WRITTEN EXERCISE →
Drop every picture, then transcribe the remaining data exactly.

DATA SEGMENT →
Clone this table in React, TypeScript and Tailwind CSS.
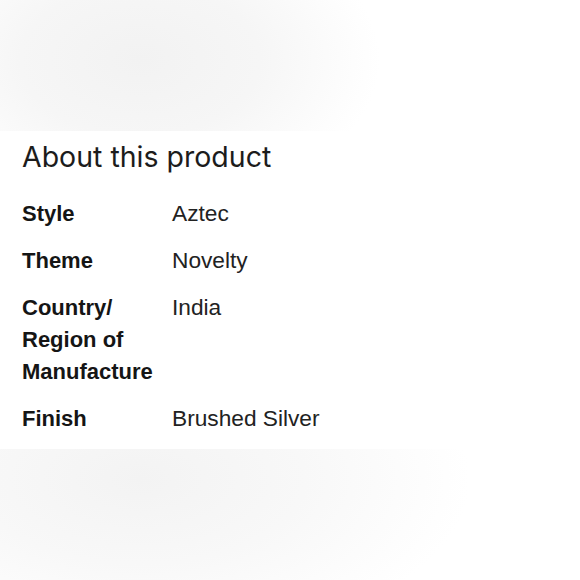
import React from "react";

type Spec = {
  label: string;
  value: string;
};

const specs: Spec[] = [
  { label: "Style", value: "Aztec" },
  { label: "Theme", value: "Novelty" },
  { label: "Country/ Region of Manufacture", value: "India" },
  { label: "Finish", value: "Brushed Silver" },
];

export default function App() {
  return (
    <div className="w-[580px] h-[580px] flex flex-col bg-white overflow-hidden">
      {/* blurred photo strip above */}
      <div className="h-[131px] bg-[radial-gradient(ellipse_240px_150px_at_140px_60px,#f2f2f2_0%,#f6f6f6_50%,#ffffff_100%)]" />

      {/* About this product */}
      <div className="bg-white px-[22px] pt-[10px] pb-[14px]">
        <h2 className="font-['Inter',sans-serif] text-[28.5px] leading-[32px] text-[#1c1c1c]">
          About this product
        </h2>

        <dl className="mt-[25px] flex flex-col gap-[15px] font-['Liberation_Sans',Arial,sans-serif] text-[22px] leading-[32px]">
          {specs.map((spec) => (
            <div key={spec.label} className="flex">
              <dt className="w-[150px] shrink-0 pr-2 font-bold text-[#151515]">
                {spec.label}
              </dt>
              <dd className="text-[22.7px] leading-[31px] text-[#222222]">{spec.value}</dd>
            </div>
          ))}
        </dl>
      </div>

      {/* blurred photo strip below */}
      <div className="flex-1 bg-[radial-gradient(ellipse_330px_170px_at_140px_30px,#f3f3f3_0%,#f8f8f8_50%,#ffffff_100%)]" />
    </div>
  );
}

RESULT OF THE EXERCISE →
Clone this table in React, TypeScript and Tailwind CSS.
import React from "react";

type Spec = {
  label: string;
  value: string;
};

const specs: Spec[] = [
  { label: "Style", value: "Aztec" },
  { label: "Theme", value: "Novelty" },
  { label: "Country/ Region of Manufacture", value: "India" },
  { label: "Finish", value: "Brushed Silver" },
];

export default function App() {
  return (
    <div className="w-[580px] h-[580px] flex flex-col bg-white overflow-hidden">
      {/* blurred photo strip above */}
      <div className="h-[131px] bg-[radial-gradient(ellipse_240px_150px_at_140px_60px,#f2f2f2_0%,#f6f6f6_50%,#ffffff_100%)]" />

      {/* About this product */}
      <div className="bg-white px-[22px] pt-[10px] pb-[14px]">
        <h2 className="font-['Inter',sans-serif] text-[28.5px] leading-[32px] text-[#1c1c1c]">
          About this product
        </h2>

        <dl className="mt-[25px] flex flex-col gap-[15px] font-['Liberation_Sans',Arial,sans-serif] text-[22px] leading-[32px]">
          {specs.map((spec) => (
            <div key={spec.label} className="flex">
              <dt className="w-[150px] shrink-0 pr-2 font-bold text-[#151515]">
                {spec.label}
              </dt>
              <dd className="text-[22.7px] leading-[31px] text-[#222222]">{spec.value}</dd>
            </div>
          ))}
        </dl>
      </div>

      {/* blurred photo strip below */}
      <div className="flex-1 bg-[radial-gradient(ellipse_330px_170px_at_140px_30px,#f3f3f3_0%,#f8f8f8_50%,#ffffff_100%)]" />
    </div>
  );
}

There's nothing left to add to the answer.